Theater: Escaped Alone--a mosaic of personal and global apocalypse
Escaped Alone, a short, intense play written last year by British playwright Caryl Churchill (1938-) explores anxiety from both a
micro- and macro-perspective. Its structure is of two superimposed narratives.
One shows four seemingly normal British grandmums in their backyard chatting
about mundane issues of common discourse (we all used to do that before social
media).
The other cuts to a (maybe) alternate reality in which one of the ladies narrates a harrowing apocalyptic narrative that ranging from bombs to fantastic animal mutations to mass stress-induced psychosis.
The other cuts to a (maybe) alternate reality in which one of the ladies narrates a harrowing apocalyptic narrative that ranging from bombs to fantastic animal mutations to mass stress-induced psychosis.
The play is a
series of rapid-fire five minute scenes that flips back and forth between these
two constructs, effectively enhanced by the lighting and sound design that
contrasts the backyard (birds twittering, sun shining) with a humming,
throbbing, geometrically framed blackness for the apocalypse narrative. The
dialogue is rapid, witty, and goes in many unexpected directions, not always
following normal rules of syntax and logic. As the play goes on, a sense of
unease creeps in, as we hear about marital or other downfalls the women have experienced.
Since they know each other well, these do not receive the usual dramatic
emphasis—they already know that one has been in prison—so often move rapidly to
the next talking point (about cooking, say). So the listener must concentrate
carefully to discern the plot evolutions. The climax of sorts comes when three
of the ladies deliver 1-4 minute monologues that reveal their own inner
torment, one eloquently, another with schizophrenic obsessive language that is
shocking and scary. One interpretation of this is that cataclysm is always
around the corner, both in a historical-scifi sense, and in our own personal
failings and journeys. While the two narratives are linked in affect, they do
not seem to be linked in real time. The ladies in the backyard are not
themselves undergoing the scifi apocalypse, but their own individual ones.

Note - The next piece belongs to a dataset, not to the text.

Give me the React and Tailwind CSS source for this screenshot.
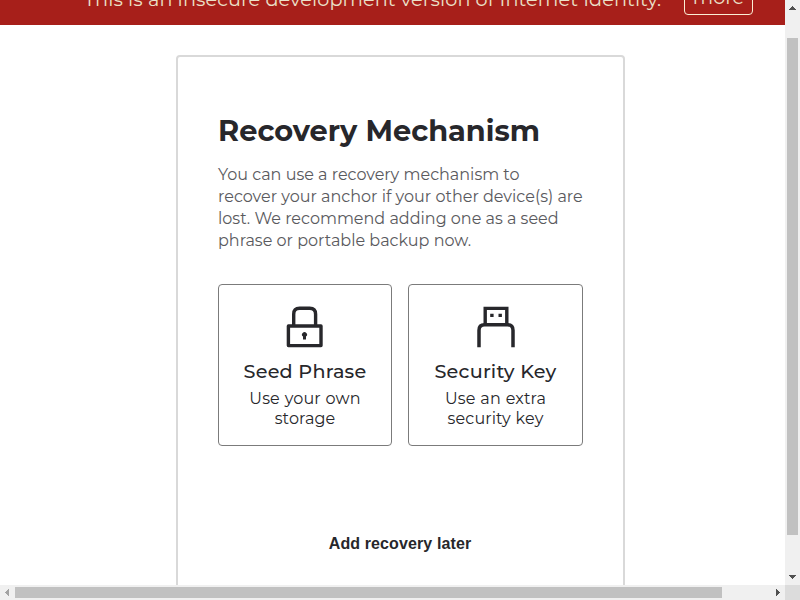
const montserrat = "font-['Montserrat','Inter',sans-serif]";

function Banner() {
  return (
    <div className="flex h-[25px] shrink-0 items-end overflow-hidden bg-[#a71f1a] pl-[84px] text-[#ebe0c8]">
      <p className="mb-[13px] w-[600px] whitespace-nowrap text-[19.2px] font-normal leading-[26px] tracking-[0.11px]">
        This is an insecure development version of Internet Identity.
      </p>
      <button className="mb-[10px] h-[34px] w-[69px] rounded border border-[#fbeed5] text-[19.2px] font-normal leading-[30px]">
        <span className="block pb-[2px]">more</span>
      </button>
    </div>
  );
}

function LockIcon() {
  return (
    <svg className="block h-[42px] w-[38px]" viewBox="0 0 38 42" fill="none">
      <path d="M7.7 19V8.2Q7.7 2.3 13.6 2.3H23.7Q29.6 2.3 29.6 8.2V19" stroke="#27272b" strokeWidth="3.4" />
      <rect x="2.4" y="20" width="32.6" height="19.6" stroke="#27272b" strokeWidth="3.4" strokeLinejoin="round" />
      <path d="M17 33.4V30.6A2.5 2.5 0 1 1 20 30.6V33.4Z" fill="#27272b" />
    </svg>
  );
}

function UsbIcon() {
  return (
    <svg className="block h-[42px] w-[38px]" viewBox="0 0 38 42" fill="none">
      <path d="M8.2 18V2.4H29.8V18" stroke="#27272b" strokeWidth="3.4" />
      <path d="M2 41.2V24.2Q2 18.7 7.5 18.7H30.5Q36 18.7 36 24.2V41.2" stroke="#27272b" strokeWidth="3.5" />
      <path d="M13.2 7.7h3.4V11H13.2ZM21.5 7.7H24.9V11H21.5Z" fill="#27272b" />
    </svg>
  );
}

function Option({ icon, title, lines, className }) {
  return (
    <button className={`flex h-[162px] flex-col items-center rounded border border-[#7b7b7b] pt-[21px] text-[#27272b] ${className}`}>
      {icon}
      <span className="mt-[8px] whitespace-nowrap text-[19.2px] font-medium leading-[30px] tracking-[0.22px]">{title}</span>
      <span className="mt-[3px] text-[16px] leading-[20px] tracking-[0.12px] [word-spacing:0.5px]">
        {lines.map((line) => (
          <span key={line} className="block whitespace-nowrap">{line}</span>
        ))}
      </span>
    </button>
  );
}

function VerticalScrollbar() {
  return (
    <div className="flex h-[585px] w-[15px] flex-col items-center bg-[#f0f0f0]">
      <svg className="block h-[38px] w-[15px] shrink-0" viewBox="0 0 15 38" shapeRendering="crispEdges">
        <path d="M4 10L7.5 6L11 10Z" fill="#505050" />
      </svg>
      <div className="h-[497px] w-[11px] bg-[#c1c1c1]" />
      <svg className="mt-auto block h-[15px] w-[15px]" viewBox="0 0 15 15" shapeRendering="crispEdges">
        <path d="M4 5L7.5 9L11 5Z" fill="#505050" />
      </svg>
    </div>
  );
}

function HorizontalScrollbar() {
  return (
    <div className="flex h-[15px] w-[800px] items-center bg-[#f0f0f0]">
      <svg className="block h-[15px] w-[15px]" viewBox="0 0 15 15" shapeRendering="crispEdges">
        <path d="M9 4L5 7.5L9 11Z" fill="#a3a3a3" />
      </svg>
      <div className="h-[11px] w-[707px] bg-[#c1c1c1]" />
      <svg className="ml-auto block h-[15px] w-[15px]" viewBox="0 0 15 15" shapeRendering="crispEdges">
        <path d="M6 4L10 7.5L6 11Z" fill="#505050" />
      </svg>
      <div className="h-[15px] w-[15px] bg-[#dcdcdc]" />
    </div>
  );
}

export default function App() {
  return (
    <div className="h-[600px] w-[800px] overflow-hidden bg-white">
      <div className="flex">
        <div className={`flex h-[585px] w-[785px] flex-col overflow-hidden ${montserrat}`}>
          <Banner />
          <main className="ml-[176px] mt-[30px] h-[600px] w-[449px] shrink-0 rounded border-2 border-[#d9d9d9] px-[40px] pt-[56px] text-[#27272b]">
            <h1 className="whitespace-nowrap text-[28.8px] font-bold leading-[36px] tracking-[0.02px]">Recovery Mechanism</h1>
            <p className="mt-[15px] text-[16px] leading-[22px] text-[#5a5a5e]">
              You can use a recovery mechanism to
              <br />
              recover your anchor if your other device(s) are
              <br />
              lost. We recommend adding one as a seed
              <br />
              phrase or portable backup now.
            </p>
            <div className="mt-[32px] flex gap-[16px]">
              <Option
                className="w-[174px]"
                icon={<LockIcon />}
                title="Seed Phrase"
                lines={["Use your own", "storage"]}
              />
              <Option
                className="w-[175px]"
                icon={<UsbIcon />}
                title="Security Key"
                lines={["Use an extra", "security key"]}
              />
            </div>
            <button className="mt-[86px] block h-[24px] w-full whitespace-nowrap text-center font-['Liberation_Sans',sans-serif] text-[16px] font-bold leading-[24px] tracking-[0.11px]">
              <span className="mr-px">Add recovery later</span>
            </button>
          </main>
        </div>
        <VerticalScrollbar />
      </div>
      <HorizontalScrollbar />
    </div>
  );
}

I was not as jolted by all this as many others in the
audience (and the NYT reviewer) seemed to be. The ladies’ conversation was a
little too witty to evoke existential dread in me in the way that Philip Ridley's Mercury Fur did (see my review). Also, the rapid-fire scenes,
well suited to our short-attention span era, did not allow sufficient evolution
and building of tension. The play runs only 50-55 minutes, and something that
short really needs to pack a punch to leave an impact. That Escaped Alone did not do so for me is no
flaw of the playwright’s talent for dialogue, but perhaps for construction and
pacing. Building a play to soliloquies is certainly a familiar device, but did
not seem well suited to this construction. Doubling the length of this play
would not have worked, as the rapid scenes would have become monotonous--so
perhaps this was indeed the best overall structural solution for this
particular inspiration.
Ms. Churchill has written over fifty plays. She has moved
from 1980’s efforts dealing with politics and feminist themes to plays like
this one that experiment with language, structure, and logic. Love and Information (2012) received
renown in the UK for it’s mosaic-like structure of micro-scenes, performed by a
cast of 100—I would love to see that done sometime. Escaped Alone is a more manageable version of this idea, sort of a
theatrical montage in which the viewer creates the reality by having to knit
together short snippets. It is fascinating and a little ironic that a 79 year
old playwright has come up with a creative and meaningful way to use millennial
micro-dialogue. Perhaps it takes a generational outsider to see Twitter as an avant garde
artist’s composition tool, rather than a means of normal communication.
Why this deluge of apocalyptic themes in media, TV, movies, plays, etc? By most accounts we live in an era of less war, less death, less abject poverty, less disease, and more creature comforts than at any prior time. Maybe it takes relative abundance and stability to have the time to feel neurotic. After all, Godzilla films and nuclear warfare movies abounded in the 1950's alongside unprecedented prosperity. Is the human mind genetically programmed to always need something to worry about, so as to keep in training for the modern version of a wild animal attack?